* _Directive_
From the entries below, extract every line that includes the word "screenshot".

===== Provided records =====

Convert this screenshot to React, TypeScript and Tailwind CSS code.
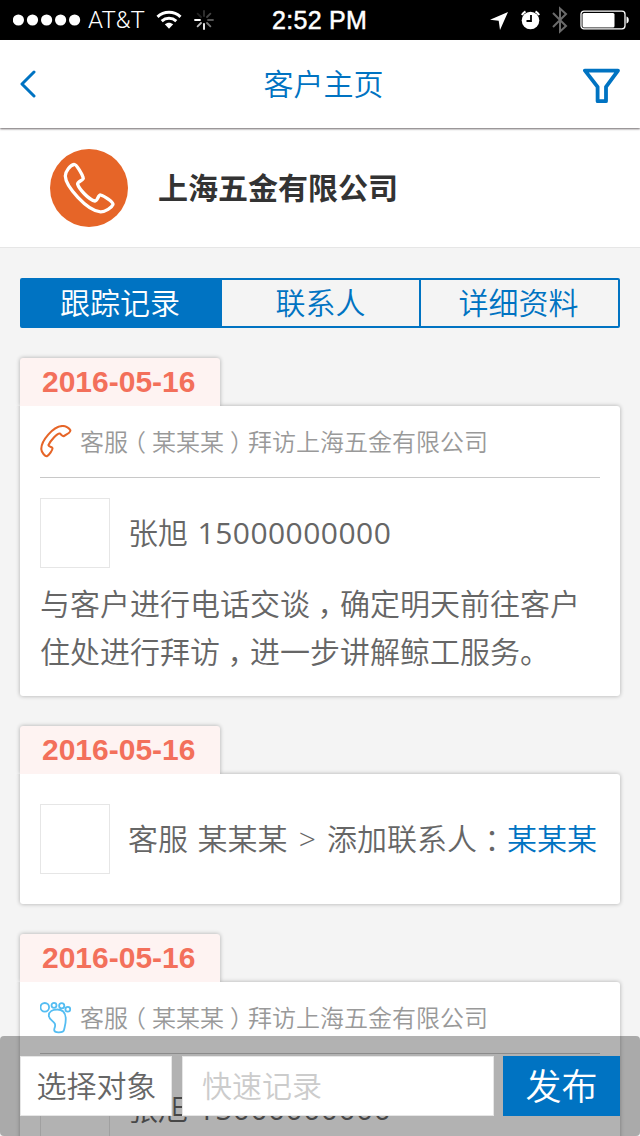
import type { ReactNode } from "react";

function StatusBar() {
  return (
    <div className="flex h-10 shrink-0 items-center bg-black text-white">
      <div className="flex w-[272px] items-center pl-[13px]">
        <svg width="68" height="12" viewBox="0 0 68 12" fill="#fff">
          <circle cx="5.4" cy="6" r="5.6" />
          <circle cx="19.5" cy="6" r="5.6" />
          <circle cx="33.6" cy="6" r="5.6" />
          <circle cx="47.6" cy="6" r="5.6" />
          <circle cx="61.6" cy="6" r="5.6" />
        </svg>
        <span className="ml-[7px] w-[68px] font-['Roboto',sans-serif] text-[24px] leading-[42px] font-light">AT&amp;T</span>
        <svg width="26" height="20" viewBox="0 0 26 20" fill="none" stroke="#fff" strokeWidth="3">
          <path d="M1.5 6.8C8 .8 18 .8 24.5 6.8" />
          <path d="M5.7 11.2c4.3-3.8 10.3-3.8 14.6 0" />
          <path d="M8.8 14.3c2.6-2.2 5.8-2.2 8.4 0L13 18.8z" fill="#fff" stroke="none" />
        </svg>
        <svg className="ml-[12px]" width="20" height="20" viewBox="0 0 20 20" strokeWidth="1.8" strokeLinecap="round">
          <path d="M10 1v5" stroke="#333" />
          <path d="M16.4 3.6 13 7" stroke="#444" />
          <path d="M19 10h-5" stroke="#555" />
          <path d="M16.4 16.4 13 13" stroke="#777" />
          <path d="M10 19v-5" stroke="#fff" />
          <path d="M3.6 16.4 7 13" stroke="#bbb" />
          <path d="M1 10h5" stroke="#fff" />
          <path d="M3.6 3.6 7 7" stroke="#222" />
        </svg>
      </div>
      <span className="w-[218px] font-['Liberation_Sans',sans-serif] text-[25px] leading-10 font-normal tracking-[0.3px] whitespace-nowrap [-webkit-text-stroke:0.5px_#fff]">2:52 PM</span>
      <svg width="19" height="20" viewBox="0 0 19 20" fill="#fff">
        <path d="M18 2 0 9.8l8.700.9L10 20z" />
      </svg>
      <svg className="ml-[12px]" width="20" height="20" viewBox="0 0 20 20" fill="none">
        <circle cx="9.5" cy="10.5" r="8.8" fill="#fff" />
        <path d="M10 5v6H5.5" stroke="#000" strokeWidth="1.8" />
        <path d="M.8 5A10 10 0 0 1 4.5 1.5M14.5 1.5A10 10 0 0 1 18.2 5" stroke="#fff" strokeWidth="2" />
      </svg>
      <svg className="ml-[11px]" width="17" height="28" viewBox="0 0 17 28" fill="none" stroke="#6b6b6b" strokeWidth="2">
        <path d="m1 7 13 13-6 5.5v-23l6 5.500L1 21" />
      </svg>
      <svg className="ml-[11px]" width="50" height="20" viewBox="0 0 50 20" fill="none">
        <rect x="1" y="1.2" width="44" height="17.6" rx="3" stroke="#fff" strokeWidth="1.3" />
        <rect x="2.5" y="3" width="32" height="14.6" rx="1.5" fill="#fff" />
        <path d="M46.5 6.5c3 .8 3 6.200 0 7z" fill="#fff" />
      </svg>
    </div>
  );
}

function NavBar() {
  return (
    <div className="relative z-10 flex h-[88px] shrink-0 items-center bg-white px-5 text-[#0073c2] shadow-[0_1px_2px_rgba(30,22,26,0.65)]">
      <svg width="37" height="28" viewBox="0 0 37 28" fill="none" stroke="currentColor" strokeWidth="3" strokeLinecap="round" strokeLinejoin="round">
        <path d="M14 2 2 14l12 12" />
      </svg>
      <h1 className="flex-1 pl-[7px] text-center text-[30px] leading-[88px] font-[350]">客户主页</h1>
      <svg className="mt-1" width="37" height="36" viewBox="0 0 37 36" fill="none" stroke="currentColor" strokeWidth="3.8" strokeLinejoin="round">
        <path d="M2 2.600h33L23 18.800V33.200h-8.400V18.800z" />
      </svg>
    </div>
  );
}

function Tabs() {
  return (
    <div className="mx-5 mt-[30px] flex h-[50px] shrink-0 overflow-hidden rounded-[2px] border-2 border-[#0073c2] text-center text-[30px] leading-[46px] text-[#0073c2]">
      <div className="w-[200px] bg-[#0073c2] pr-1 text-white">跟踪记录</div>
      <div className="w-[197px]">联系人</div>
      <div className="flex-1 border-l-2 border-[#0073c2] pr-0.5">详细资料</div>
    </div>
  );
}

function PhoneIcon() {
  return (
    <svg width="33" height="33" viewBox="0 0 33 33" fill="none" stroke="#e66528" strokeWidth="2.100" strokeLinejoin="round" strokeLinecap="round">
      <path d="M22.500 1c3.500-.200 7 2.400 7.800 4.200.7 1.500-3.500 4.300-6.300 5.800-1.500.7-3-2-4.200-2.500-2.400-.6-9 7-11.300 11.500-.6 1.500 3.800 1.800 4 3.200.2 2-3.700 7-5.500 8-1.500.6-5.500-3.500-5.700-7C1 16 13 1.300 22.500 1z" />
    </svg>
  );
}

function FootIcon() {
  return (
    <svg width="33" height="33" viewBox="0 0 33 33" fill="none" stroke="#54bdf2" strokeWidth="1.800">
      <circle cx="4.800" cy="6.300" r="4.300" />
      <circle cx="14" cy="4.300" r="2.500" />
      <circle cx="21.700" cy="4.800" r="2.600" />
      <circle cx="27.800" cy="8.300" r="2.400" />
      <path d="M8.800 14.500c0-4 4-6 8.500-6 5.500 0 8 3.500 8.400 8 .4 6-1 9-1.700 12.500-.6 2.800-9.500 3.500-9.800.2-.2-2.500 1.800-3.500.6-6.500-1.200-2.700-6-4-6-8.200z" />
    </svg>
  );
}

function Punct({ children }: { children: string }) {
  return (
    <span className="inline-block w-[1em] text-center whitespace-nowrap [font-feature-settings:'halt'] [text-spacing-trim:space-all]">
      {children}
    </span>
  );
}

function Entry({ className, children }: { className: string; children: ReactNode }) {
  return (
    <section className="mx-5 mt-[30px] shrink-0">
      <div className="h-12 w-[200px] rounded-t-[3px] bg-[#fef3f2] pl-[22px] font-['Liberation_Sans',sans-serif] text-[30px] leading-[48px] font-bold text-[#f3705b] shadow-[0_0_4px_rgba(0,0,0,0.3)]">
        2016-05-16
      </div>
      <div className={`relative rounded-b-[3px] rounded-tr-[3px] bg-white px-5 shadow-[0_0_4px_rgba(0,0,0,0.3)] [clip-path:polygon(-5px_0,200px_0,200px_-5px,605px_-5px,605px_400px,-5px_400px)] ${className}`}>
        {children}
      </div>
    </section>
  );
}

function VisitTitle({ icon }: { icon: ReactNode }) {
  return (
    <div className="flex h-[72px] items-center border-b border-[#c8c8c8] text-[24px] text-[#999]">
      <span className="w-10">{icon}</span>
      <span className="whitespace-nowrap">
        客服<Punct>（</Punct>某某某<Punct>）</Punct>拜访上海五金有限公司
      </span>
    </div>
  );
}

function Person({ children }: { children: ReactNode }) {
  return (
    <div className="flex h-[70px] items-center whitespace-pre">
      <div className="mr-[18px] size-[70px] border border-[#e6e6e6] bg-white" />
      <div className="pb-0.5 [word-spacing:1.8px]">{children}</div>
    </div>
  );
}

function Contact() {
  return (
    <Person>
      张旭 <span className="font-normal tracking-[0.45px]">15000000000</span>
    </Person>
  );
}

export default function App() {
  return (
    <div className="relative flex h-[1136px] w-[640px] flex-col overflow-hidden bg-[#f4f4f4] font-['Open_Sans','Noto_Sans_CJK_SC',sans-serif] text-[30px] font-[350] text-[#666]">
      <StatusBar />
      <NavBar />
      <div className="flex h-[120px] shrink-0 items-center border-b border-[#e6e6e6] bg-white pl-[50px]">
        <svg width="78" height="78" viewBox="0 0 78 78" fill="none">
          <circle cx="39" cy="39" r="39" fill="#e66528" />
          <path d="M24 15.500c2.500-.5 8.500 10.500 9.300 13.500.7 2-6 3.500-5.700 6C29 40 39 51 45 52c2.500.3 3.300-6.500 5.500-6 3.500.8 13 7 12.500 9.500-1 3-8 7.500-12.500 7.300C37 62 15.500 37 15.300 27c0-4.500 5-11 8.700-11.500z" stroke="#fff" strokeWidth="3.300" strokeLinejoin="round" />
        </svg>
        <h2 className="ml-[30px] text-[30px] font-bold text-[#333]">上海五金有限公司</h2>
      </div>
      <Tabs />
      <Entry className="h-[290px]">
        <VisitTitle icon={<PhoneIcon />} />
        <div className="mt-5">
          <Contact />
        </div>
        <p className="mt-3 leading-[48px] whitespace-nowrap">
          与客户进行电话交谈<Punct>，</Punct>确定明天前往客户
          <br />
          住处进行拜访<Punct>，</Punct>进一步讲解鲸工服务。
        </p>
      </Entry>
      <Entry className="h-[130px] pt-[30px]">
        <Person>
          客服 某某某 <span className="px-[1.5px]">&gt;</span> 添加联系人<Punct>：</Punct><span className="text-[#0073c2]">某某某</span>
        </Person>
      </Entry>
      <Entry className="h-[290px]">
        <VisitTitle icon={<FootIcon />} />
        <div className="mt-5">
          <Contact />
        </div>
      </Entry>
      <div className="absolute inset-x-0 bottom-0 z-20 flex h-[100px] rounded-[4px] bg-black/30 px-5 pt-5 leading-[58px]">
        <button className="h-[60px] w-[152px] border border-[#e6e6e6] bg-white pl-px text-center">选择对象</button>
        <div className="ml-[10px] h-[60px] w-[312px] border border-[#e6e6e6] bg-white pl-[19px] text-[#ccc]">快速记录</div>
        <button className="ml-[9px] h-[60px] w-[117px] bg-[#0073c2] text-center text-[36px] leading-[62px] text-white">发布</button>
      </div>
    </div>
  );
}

=====
===== Provided records =====

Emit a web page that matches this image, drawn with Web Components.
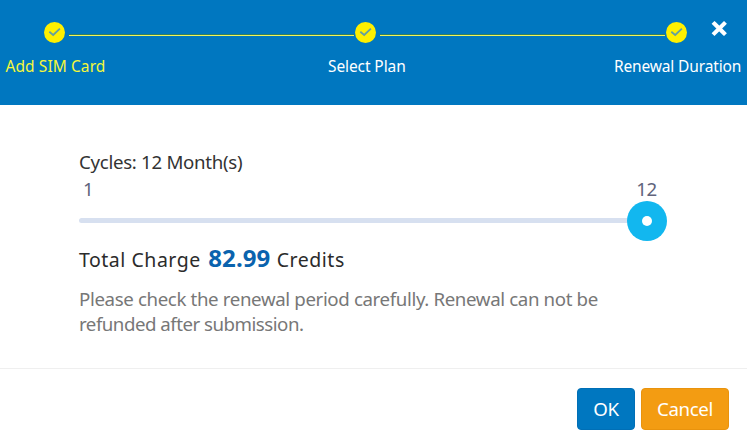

=====
===== Provided records =====

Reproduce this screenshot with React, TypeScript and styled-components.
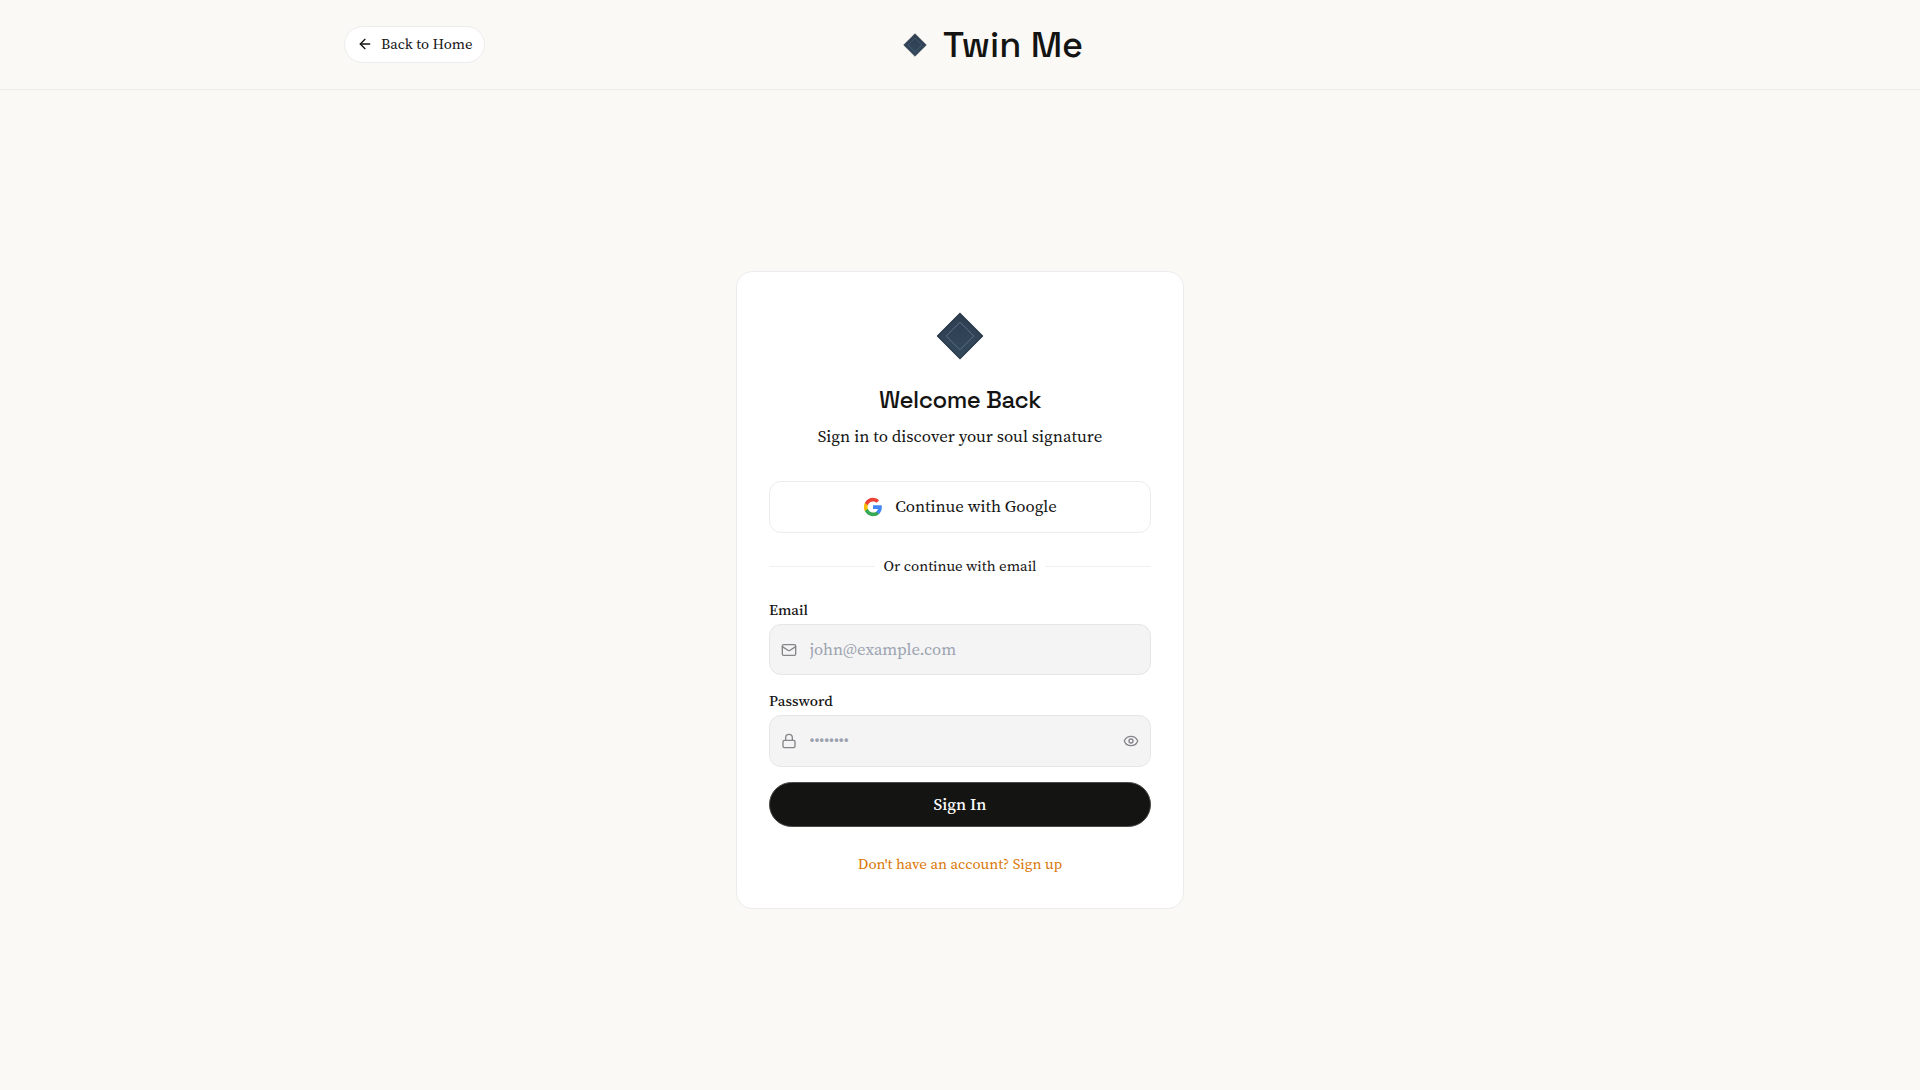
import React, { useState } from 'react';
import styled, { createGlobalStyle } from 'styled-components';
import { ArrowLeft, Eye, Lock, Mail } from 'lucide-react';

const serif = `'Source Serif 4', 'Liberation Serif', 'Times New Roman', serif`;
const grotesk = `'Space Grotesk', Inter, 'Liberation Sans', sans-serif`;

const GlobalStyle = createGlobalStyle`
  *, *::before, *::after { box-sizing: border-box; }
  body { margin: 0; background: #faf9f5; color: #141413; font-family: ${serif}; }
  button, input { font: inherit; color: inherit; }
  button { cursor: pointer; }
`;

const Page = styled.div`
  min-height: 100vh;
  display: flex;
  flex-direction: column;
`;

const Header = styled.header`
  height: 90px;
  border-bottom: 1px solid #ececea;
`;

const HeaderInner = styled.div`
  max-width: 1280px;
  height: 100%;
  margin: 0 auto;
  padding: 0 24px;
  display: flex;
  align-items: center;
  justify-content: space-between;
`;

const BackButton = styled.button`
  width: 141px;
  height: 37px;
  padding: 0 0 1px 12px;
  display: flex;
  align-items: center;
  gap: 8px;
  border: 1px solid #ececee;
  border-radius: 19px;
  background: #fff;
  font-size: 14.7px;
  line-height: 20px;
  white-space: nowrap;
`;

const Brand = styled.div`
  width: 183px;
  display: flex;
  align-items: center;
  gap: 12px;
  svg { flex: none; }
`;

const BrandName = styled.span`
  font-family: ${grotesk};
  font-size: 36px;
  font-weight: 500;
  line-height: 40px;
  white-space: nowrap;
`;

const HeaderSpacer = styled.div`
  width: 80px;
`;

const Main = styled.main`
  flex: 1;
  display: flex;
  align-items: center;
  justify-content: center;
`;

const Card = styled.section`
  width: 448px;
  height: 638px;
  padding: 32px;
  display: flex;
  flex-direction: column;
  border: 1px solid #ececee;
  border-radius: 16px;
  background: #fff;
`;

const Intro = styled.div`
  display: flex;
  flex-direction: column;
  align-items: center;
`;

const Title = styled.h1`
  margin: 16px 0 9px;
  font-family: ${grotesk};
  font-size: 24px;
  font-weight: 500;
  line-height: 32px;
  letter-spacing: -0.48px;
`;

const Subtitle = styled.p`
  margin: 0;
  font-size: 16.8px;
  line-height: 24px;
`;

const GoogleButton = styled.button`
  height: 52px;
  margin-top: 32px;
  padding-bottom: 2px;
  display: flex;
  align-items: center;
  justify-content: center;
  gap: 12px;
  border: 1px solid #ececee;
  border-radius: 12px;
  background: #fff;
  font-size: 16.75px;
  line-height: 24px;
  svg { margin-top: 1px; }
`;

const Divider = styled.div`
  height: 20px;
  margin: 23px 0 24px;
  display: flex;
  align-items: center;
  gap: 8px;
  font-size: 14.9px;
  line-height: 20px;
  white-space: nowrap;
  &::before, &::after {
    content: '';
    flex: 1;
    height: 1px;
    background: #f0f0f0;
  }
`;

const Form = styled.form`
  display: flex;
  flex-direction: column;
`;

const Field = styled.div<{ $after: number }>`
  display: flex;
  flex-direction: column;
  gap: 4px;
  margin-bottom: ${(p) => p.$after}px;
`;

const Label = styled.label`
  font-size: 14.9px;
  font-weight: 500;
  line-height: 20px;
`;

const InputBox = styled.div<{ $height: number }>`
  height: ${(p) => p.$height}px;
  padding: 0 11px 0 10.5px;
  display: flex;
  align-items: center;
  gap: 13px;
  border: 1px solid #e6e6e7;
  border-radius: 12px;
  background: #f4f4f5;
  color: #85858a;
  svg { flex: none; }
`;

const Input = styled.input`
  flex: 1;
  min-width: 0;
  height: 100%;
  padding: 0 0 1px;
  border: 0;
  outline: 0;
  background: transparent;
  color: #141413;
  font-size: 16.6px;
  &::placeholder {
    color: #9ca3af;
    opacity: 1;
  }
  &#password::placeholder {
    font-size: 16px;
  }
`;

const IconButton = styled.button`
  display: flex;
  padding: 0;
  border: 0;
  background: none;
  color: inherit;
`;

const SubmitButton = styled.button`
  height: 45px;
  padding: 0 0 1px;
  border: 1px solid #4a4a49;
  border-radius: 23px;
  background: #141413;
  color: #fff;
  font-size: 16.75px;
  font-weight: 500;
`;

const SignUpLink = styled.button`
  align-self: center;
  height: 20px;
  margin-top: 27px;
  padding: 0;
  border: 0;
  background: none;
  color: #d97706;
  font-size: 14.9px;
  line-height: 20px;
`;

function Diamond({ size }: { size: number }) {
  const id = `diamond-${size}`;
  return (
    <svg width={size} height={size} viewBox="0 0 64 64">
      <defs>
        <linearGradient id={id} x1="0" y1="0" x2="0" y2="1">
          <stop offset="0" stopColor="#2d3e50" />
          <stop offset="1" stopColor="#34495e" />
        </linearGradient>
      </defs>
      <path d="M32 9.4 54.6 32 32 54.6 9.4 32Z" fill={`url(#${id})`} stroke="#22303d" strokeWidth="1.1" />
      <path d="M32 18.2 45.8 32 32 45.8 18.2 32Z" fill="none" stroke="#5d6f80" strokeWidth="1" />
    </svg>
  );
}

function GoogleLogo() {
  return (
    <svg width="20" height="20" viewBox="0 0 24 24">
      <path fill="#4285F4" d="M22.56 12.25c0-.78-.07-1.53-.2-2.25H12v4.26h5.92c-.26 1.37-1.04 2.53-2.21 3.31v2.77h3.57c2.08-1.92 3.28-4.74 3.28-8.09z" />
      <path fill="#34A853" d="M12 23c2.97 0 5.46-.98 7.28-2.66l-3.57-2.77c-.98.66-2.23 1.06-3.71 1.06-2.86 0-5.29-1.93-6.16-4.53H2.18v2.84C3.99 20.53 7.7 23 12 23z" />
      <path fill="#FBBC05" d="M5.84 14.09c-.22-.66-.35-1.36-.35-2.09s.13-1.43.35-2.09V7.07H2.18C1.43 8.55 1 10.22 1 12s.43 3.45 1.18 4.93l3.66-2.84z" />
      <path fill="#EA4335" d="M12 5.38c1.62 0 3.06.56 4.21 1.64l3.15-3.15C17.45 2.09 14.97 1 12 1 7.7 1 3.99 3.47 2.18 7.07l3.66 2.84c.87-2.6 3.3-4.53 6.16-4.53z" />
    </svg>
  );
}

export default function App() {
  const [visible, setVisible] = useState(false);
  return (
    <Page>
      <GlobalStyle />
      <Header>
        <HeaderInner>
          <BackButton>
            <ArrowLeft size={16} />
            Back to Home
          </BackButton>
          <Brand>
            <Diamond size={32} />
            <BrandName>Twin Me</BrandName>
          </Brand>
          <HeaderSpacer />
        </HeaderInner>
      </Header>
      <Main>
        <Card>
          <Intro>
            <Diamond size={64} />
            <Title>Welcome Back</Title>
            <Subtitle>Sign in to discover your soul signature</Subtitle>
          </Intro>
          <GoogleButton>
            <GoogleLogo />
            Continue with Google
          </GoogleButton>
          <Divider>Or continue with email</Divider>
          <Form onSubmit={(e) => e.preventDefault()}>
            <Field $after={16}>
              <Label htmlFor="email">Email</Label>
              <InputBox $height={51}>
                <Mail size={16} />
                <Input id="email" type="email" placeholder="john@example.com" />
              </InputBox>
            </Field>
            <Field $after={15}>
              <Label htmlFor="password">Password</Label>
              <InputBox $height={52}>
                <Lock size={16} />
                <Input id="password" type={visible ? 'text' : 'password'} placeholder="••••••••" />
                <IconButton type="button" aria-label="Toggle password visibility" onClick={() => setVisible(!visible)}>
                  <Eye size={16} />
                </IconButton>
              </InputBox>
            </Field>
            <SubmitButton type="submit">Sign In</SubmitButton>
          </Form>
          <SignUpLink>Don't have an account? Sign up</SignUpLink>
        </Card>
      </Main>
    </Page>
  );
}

=====

* _Task output_
Convert this screenshot to React, TypeScript and Tailwind CSS code.
Reproduce this screenshot with React, TypeScript and styled-components.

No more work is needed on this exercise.